_Work to be completed:_ Nothing but the lines from the top of the data to the line holding "text-white w-[828px] h-[1792px]" should be printed, word for word and both ends included; leave the pictures out.

-- Dataset excerpt start --

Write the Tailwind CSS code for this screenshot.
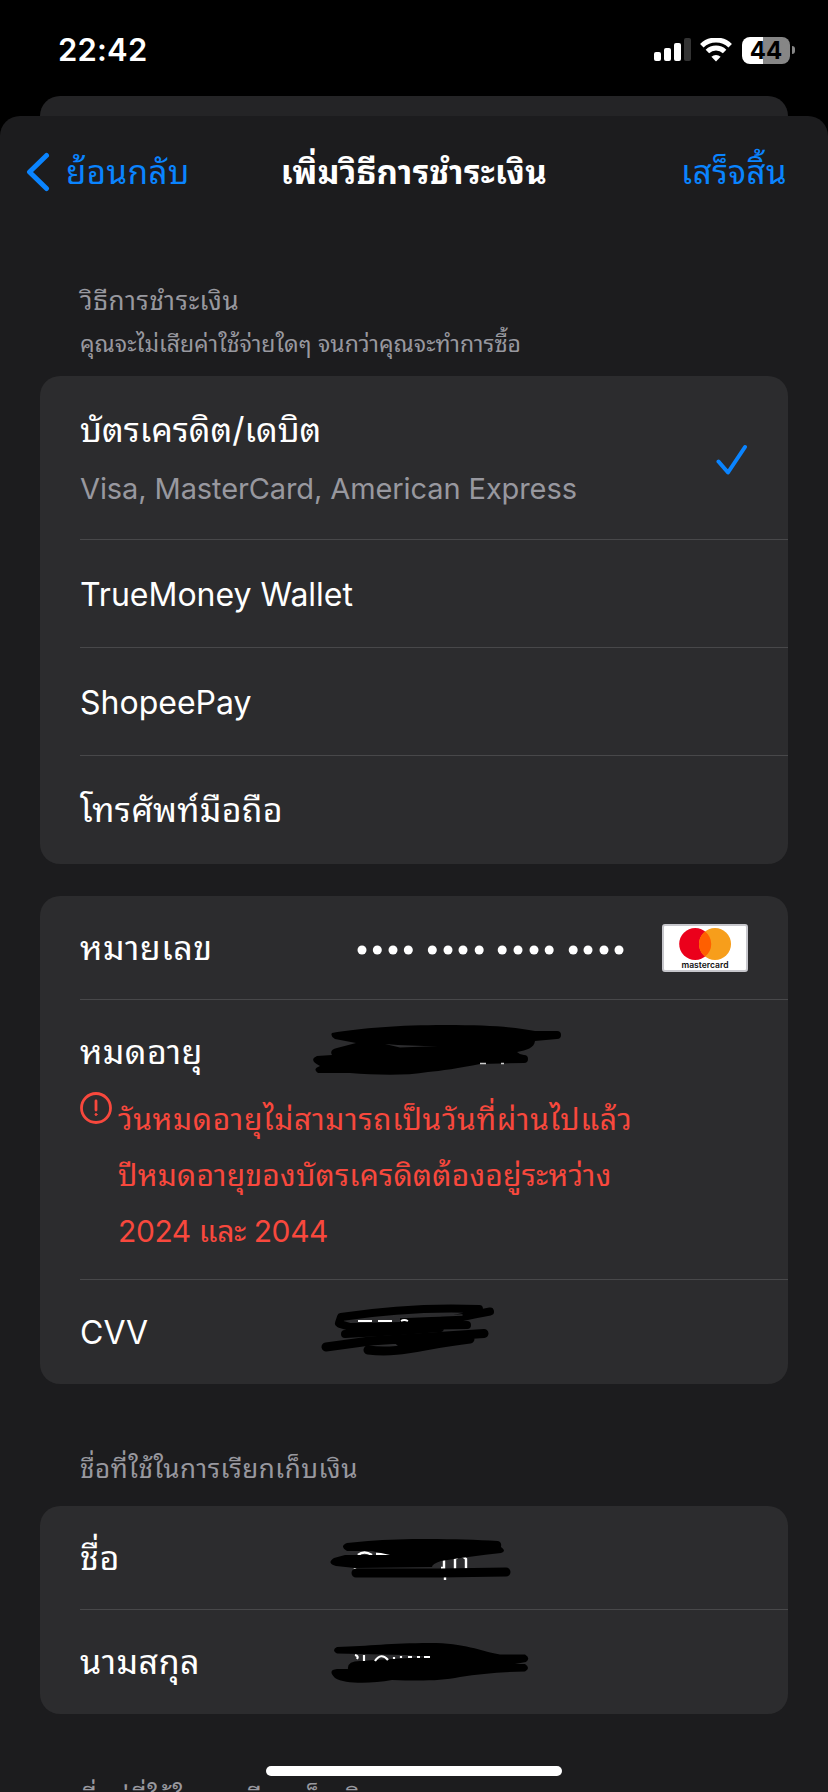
<!DOCTYPE html>
<html lang="th">
<head>
    <meta charset="UTF-8">
    <meta name="viewport" content="width=device-width, initial-scale=1.0">
    <title>เพิ่มวิธีการชำระเงิน</title>
    <script src="https://cdn.jsdelivr.net/npm/@tailwindcss/browser@4"></script>
    <style>
        body {
            font-family: 'Inter', 'Noto Sans Thai Looped', 'Noto Looped Thai', 'Loma', 'Garuda', 'Waree', 'Sarabun', 'Noto Sans Thai', sans-serif;
        }
    </style>
</head>
<body class="bg-black text-white w-[828px] h-[1792px] overflow-hidden relative">

    <!-- Status bar -->
    <header class="h-24 pt-1 pl-[58px] pr-[33px] flex items-center justify-between">
        <span class="text-[31px] font-semibold leading-none tracking-[0.2px] -mt-0.5">22:42</span>
        <div class="flex items-center">
            <svg class="w-[37px] h-6" viewBox="0 0 37 24">
                <rect x="0" y="14" width="7" height="9" rx="2" fill="#fff"/>
                <rect x="10" y="10" width="7" height="13" rx="2" fill="#fff"/>
                <rect x="20" y="5" width="7" height="18" rx="2" fill="#fff"/>
                <rect x="30" y="0" width="7" height="23" rx="2" fill="#333"/>
            </svg>
            <svg class="w-8 h-6 ml-[9px]" viewBox="0 0 32 24" fill="none" stroke="#fff" stroke-width="5">
                <path d="M1.800 8.200a20.500 20.500 0 0 1 28.400 0" transform="translate(0 -.5)"/>
                <path d="M7.400 14a12.400 12.400 0 0 1 17.200 0" transform="translate(0 -.5)"/>
                <path d="M16 23.500l-4.600-4.700a6.600 6.600 0 0 1 9.200 0z" fill="#fff" stroke="none"/>
            </svg>
            <div class="ml-[10px] w-12 h-[27px] rounded-lg bg-linear-to-r from-white from-44% to-[#868686] to-44% text-black text-[24px] font-bold leading-[27px] text-center">44</div>
            <div class="ml-[2px] w-[3px] h-2 rounded-r-full bg-[#868686]"></div>
        </div>
    </header>

    <!-- Sheet behind -->
    <div class="mx-10 h-5 rounded-t-[20px] bg-[#242426]"></div>

    <!-- Main sheet -->
    <main class="h-[1676px] rounded-t-[20px] bg-[#1c1c1e] px-10">
        <nav class="-mx-10 h-[112px] px-[26px] grid grid-cols-[1fr_auto_1fr] items-center text-[33px] leading-none">
            <div class="flex items-center gap-4 text-[#0a84ff]">
                <svg class="w-6 h-10" viewBox="0 0 24 40" fill="none" stroke="currentColor" stroke-width="5" stroke-linecap="round" stroke-linejoin="round">
                    <path d="M20.500 3.500L3.500 20l17 16.500"/>
                </svg>
                <span class="whitespace-nowrap tracking-[0.5px]">ย้อนกลับ</span>
            </div>
            <h1 class="font-bold whitespace-nowrap tracking-[0.4px]">เพิ่มวิธีการชำระเงิน</h1>
            <span class="mr-[15px] text-right text-[#0a84ff] whitespace-nowrap tracking-[0.5px]">เสร็จสิ้น</span>
        </nav>

        <div class="h-[148px] pl-10 pt-[51px] text-[#98989f]">
            <h2 class="text-[26px] leading-[44px] tracking-[0.7px]">วิธีการชำระเงิน</h2>
            <p class="text-[23px] leading-[42px] whitespace-nowrap">คุณจะไม่เสียค่าใช้จ่ายใดๆ จนกว่าคุณจะทำการซื้อ</p>
        </div>

        <!-- Payment types -->
        <section class="h-[488px] rounded-[20px] bg-[#2c2c2e] pl-10 text-[32px] leading-none">
            <div class="h-[164px] border-b border-[#48484a] flex items-center justify-between pr-10">
                <div class="pt-[3px]">
                    <div class="text-[34px] leading-[60px]">บัตรเครดิต/เดบิต</div>
                    <div class="text-[29px] leading-[58px] tracking-[-0.1px] text-[#98989f]">Visa, MasterCard, American Express</div>
                </div>
                <svg class="w-8 h-8 mt-1" viewBox="0 0 32 32" fill="none" stroke="#0a84ff" stroke-width="4" stroke-linecap="round" stroke-linejoin="round">
                    <path d="M2.500 17.500L12 28.500 29 3"/>
                </svg>
            </div>
            <div class="h-[108px] pt-0.5 border-b border-[#48484a] flex items-center">TrueMoney Wallet</div>
            <div class="h-[108px] pt-0.5 border-b border-[#48484a] flex items-center">ShopeePay</div>
            <div class="h-[108px] flex items-center text-[34px] tracking-[0.3px]">โทรศัพท์มือถือ</div>
        </section>

        <!-- Card details -->
        <section class="mt-8 h-[488px] rounded-[20px] bg-[#2c2c2e] pl-10 text-[32px] leading-none">
            <div class="h-[104px] border-b border-[#48484a] flex items-center pr-10">
                <div class="w-[277px] text-[34px] tracking-[0.5px]">หมายเลข</div>
                <svg class="w-[268px] h-3 mt-1" viewBox="357 944 268 12" fill="#fff">
                    <circle cx="362" cy="950" r="4.500"/><circle cx="377.300" cy="950" r="4.500"/><circle cx="393" cy="950" r="4.500"/><circle cx="408.300" cy="950" r="4.500"/>
                    <circle cx="432.300" cy="950" r="4.500"/><circle cx="448" cy="950" r="4.500"/><circle cx="463" cy="950" r="4.500"/><circle cx="479.200" cy="950" r="4.500"/>
                    <circle cx="502.200" cy="950" r="4.500"/><circle cx="518" cy="950" r="4.500"/><circle cx="534" cy="950" r="4.500"/><circle cx="549.200" cy="950" r="4.500"/>
                    <circle cx="573.200" cy="950" r="4.500"/><circle cx="588" cy="950" r="4.500"/><circle cx="604" cy="950" r="4.500"/><circle cx="619" cy="950" r="4.500"/>
                </svg>
                <svg class="w-[86px] h-12 ml-auto" viewBox="0 0 86 48">
                    <rect x="1" y="1" width="84" height="46" rx="2" fill="#fff" stroke="#c7c7cc" stroke-width="2"/>
                    <circle cx="33.200" cy="20" r="16" fill="#eb001b"/>
                    <circle cx="53" cy="20" r="16" fill="#f79e1b"/>
                    <path d="M43.100 7.400a16 16 0 0 1 0 25.200 16 16 0 0 1 0-25.200z" fill="#ff5f00"/>
                    <text x="43" y="44" text-anchor="middle" font-family="Inter" font-size="8.500" font-weight="600" textLength="47" lengthAdjust="spacingAndGlyphs" fill="#111">mastercard</text>
                </svg>
            </div>

            <div class="h-[280px] border-b border-[#48484a]">
                <div class="h-[92px] flex items-start">
                    <div class="w-[230px] pt-[35px] text-[34px] tracking-[0.4px]">หมดอายุ</div>
                    <svg class="w-[256px] h-[56px] mt-[23px]" viewBox="310 1023 256 56">
                        <path d="M332 1033C360 1028 400 1025 445 1025C490 1025 515 1027 535 1031L557 1031A4 4 0 0 1 557 1039L535 1041C534 1048 527 1050 517 1052Q520 1055 524 1055A4 4 0 0 1 524 1063L480 1064C460 1068 440 1071 428 1072C405 1076 375 1075 350 1073L318 1073Q312 1069 320 1066Q308 1060 317 1056L332 1055Q329 1050 337 1048L356 1043L335 1039Q330 1036 332 1033Z" fill="#000"/>
                        <path d="M385 1044Q410 1046 438 1046L400 1047.500Z" fill="#2c2c2e"/>
                        <path d="M480 1063.500h6M501 1063.500h3" stroke="#ccc" stroke-width="1.500"/>
                    </svg>
                </div>
                <div class="flex items-start gap-[6px] text-[#f8483d]">
                    <svg class="w-8 h-8" viewBox="0 0 32 32" fill="none" stroke="currentColor" stroke-width="2.800" stroke-linecap="round">
                        <circle cx="16" cy="16" r="14.500"/>
                        <path d="M16 9v9"/>
                        <circle cx="16" cy="22.500" r="1" fill="currentColor" stroke-width="1"/>
                    </svg>
                    <div class="text-[30px] leading-[56px] whitespace-nowrap -mt-px">
                        <div class="tracking-[0.7px]">วันหมดอายุไม่สามารถเป็นวันที่ผ่านไปแล้ว</div>
                        <div class="tracking-[0.25px]">ปีหมดอายุของบัตรเครดิตต้องอยู่ระหว่าง</div>
                        <div class="tracking-[-0.4px]">2024 และ 2044</div>
                    </div>
                </div>
            </div>

            <div class="h-[104px] flex items-center">
                <div class="w-[240px] pt-0.5">CVV</div>
                <svg class="w-[176px] h-[56px] -mt-2" viewBox="320 1300 176 56" fill="none" stroke="#000" stroke-width="8" stroke-linecap="round" stroke-linejoin="round">
                    <path d="M339 1323L341 1317C380 1311 430 1307 479 1309M490 1311.500C470 1315 450 1320 425 1325M340 1324L350 1327L467 1325M345 1334L400 1331L440 1328"/>
                    <path d="M400 1317C430 1317 455 1316 470 1313L440 1325L405 1330L350 1328L400 1322Z" fill="#000" stroke="none"/>
                    <path d="M326 1347L370 1341L484 1333.500M368 1350C400 1354 420 1345 470 1339L400 1342" stroke-width="9"/>
                    <path d="M358 1321h14M378 1321h14M401 1321q3-2 7 0" stroke="#fff" stroke-width="1.800" stroke-linecap="butt"/>
                    <path d="M388 1318L462 1315" stroke="#2c2c2e" stroke-width="1.500"/>
                </svg>
            </div>
        </section>

        <h2 class="mt-[61px] h-[61px] pl-10 text-[26px] leading-[48px] text-[#98989f] tracking-[0.55px]">ชื่อที่ใช้ในการเรียกเก็บเงิน</h2>

        <!-- Billing name -->
        <section class="h-[208px] rounded-[20px] bg-[#2c2c2e] pl-10 text-[32px] leading-none">
            <div class="h-[104px] border-b border-[#48484a] flex items-center">
                <div class="w-[246px] text-[34px] tracking-[0.7px]">ชื่อ</div>
                <svg class="w-[190px] h-[50px] mt-1" viewBox="326 1534 190 50">
                    <path d="M358 1554q6-5 14 0M355 1567v2M444 1558v9h-3M455 1568v-10q6-6 11 0v10M445 1575v4M376 1553h14" fill="none" stroke="#fff" stroke-width="2.400"/>
                    <path d="M347 1542L368 1540C410 1537 460 1538 498 1540Q502 1541 501 1546Q507 1550 501 1552C480 1554 460 1557 441 1560Q432 1563 432 1566L355 1567L336 1565Q326 1562 334 1557L345 1554H390L372 1550L347 1550Q339 1545 347 1542Z" fill="#000"/>
                    <path d="M356 1572L440 1572L506 1571" fill="none" stroke="#000" stroke-width="9" stroke-linecap="round"/>
                </svg>
            </div>
            <div class="h-[104px] flex items-center">
                <div class="w-[246px] text-[34px] tracking-[0.5px]">นามสกุล</div>
                <svg class="w-[206px] h-[50px] mt-0.5" viewBox="326 1638 206 50">
                    <path d="M337 1647C370 1646 390 1643 430 1643C465 1643 480 1651 500 1654.500L525 1654.500Q531 1658 526 1662L515 1664H525Q531 1668 525 1671.500C500 1672 480 1674 460 1677C440 1681 420 1681 392 1680C370 1684 345 1684 335 1678Q327 1670 337 1669H348Q347 1661 360 1661C380 1660 400 1658 432 1657L405 1655L337 1653.500Q331 1650 337 1647Z" fill="#000"/>
                    <path d="M355 1655q4 1 2 4M364 1655v6M375 1661q6-9 13-1M394 1657v2M401 1656v2M408 1657h4M417 1657h3M424 1657h6" fill="none" stroke="#fff" stroke-width="2.200"/>
                </svg>
            </div>
        </section>

        <h2 class="mt-[60px] h-[18px] pl-10 text-[26px] leading-[48px] text-[#98989f] tracking-[0.55px]">ที่อยู่ที่ใช้ในการเรียกเก็บเงิน</h2>
    </main>

    <!-- Home indicator -->
    <div class="absolute left-[266px] top-[1766px] w-[296px] h-[10px] rounded-full bg-white"></div>

</body>
</html>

-- Dataset excerpt end --

_Result of this exercise:_
Write the Tailwind CSS code for this screenshot.
<!DOCTYPE html>
<html lang="th">
<head>
    <meta charset="UTF-8">
    <meta name="viewport" content="width=device-width, initial-scale=1.0">
    <title>เพิ่มวิธีการชำระเงิน</title>
    <script src="https://cdn.jsdelivr.net/npm/@tailwindcss/browser@4"></script>
    <style>
        body {
            font-family: 'Inter', 'Noto Sans Thai Looped', 'Noto Looped Thai', 'Loma', 'Garuda', 'Waree', 'Sarabun', 'Noto Sans Thai', sans-serif;
        }
    </style>
</head>
<body class="bg-black text-white w-[828px] h-[1792px] overflow-hidden relative">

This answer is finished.